I’ve seen Communication Compliance in action first hand, through the use of Optical Character Recognition (OCR) on screenshots I’ve posted on a Teams chat. I was sharing a screenshot with demo users credentials with a colleague and Teams automatically deleted the content, returning a message saying that the post violated company policy of sharing passwords! It was cool to see the tech in action, even if it was frustrating given the post had only demo user info.
Sam McNeill, September 2023
- Store and retain core business records
- Microsoft Purview Records Management for Documents and Emails provides a solution to manage regulatory, legal and business critical records and allows an organisation to quickly demonstrate they are meeting their obligations.
- Power forensic investigations with audit-ready reporting and insights
- Microsoft Purview Audit provides the ability to retain records for up to ten years. Should an incident occur or there is suspicion of inappropriate behaviour then a forensic investigation can be conducted to check on what a user searched for inside of SharePoint/Emails/Teams, which files/emails they accessed, replied or forwarded.
- Furthermore, an organisation with this license can get faster API access when querying O365 data with Purview Audit, increasing from the default 2000 requests per minute to up to 4000.


- Identify legal risks and investigate
- Microsoft Purview eDiscovery helps find and preserve specific data. The process it follows is: Preserve, Collect, Analyse, Review, Export. With the help of machine learning, large volumes of data can be trawled through to find the relevant content.
- Continuously assess and track your compliance effectiveness
- Microsoft Purview Compliance Manager is a tool similar to Microsoft Secure Score that I referenced earlier, providing guidance on what can be done to improve an organisation’s compliance and how it’s tracking over time.
- It works in a multi-cloud environment and provides continuous control assessment and regulator updates if you work in a regulated industry.

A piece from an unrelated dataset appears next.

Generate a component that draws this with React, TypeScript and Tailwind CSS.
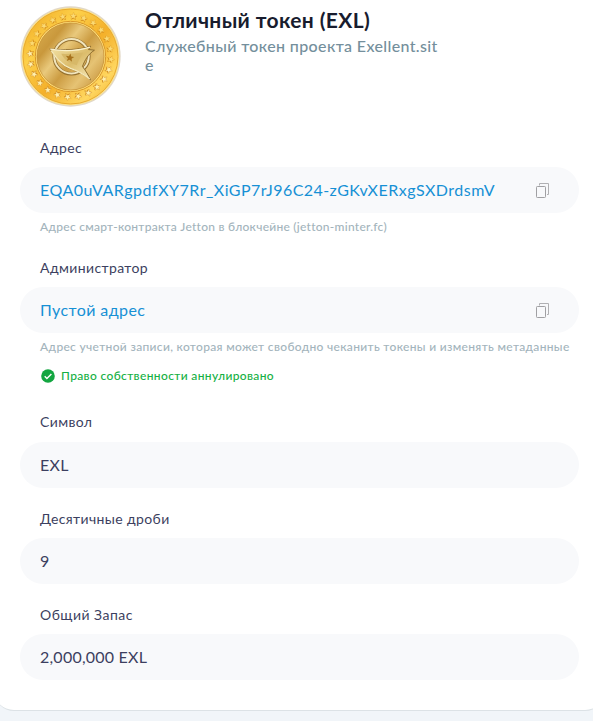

- Automate workflows and reporting
- Microsoft Purview eDiscovery API for Microsoft Graph has recently moved to general availability and allows organisations that routinely perform eDiscovery requests and investigations to automate through the use of an API and Data Connectors to speed up the process.
Final Thoughts
Microsoft Purview is in no way the only tool in this space, but if you’re an organisation already in the M365 ecosystem this may be a smart way to assist in compliance and improving your security posture across your digital estate. The three principles of Discover, Understand and Govern can be applied to any tool that you’re choosing to manage your data, the most important consideration is that you’ve got a plan and are getting started on implementing it!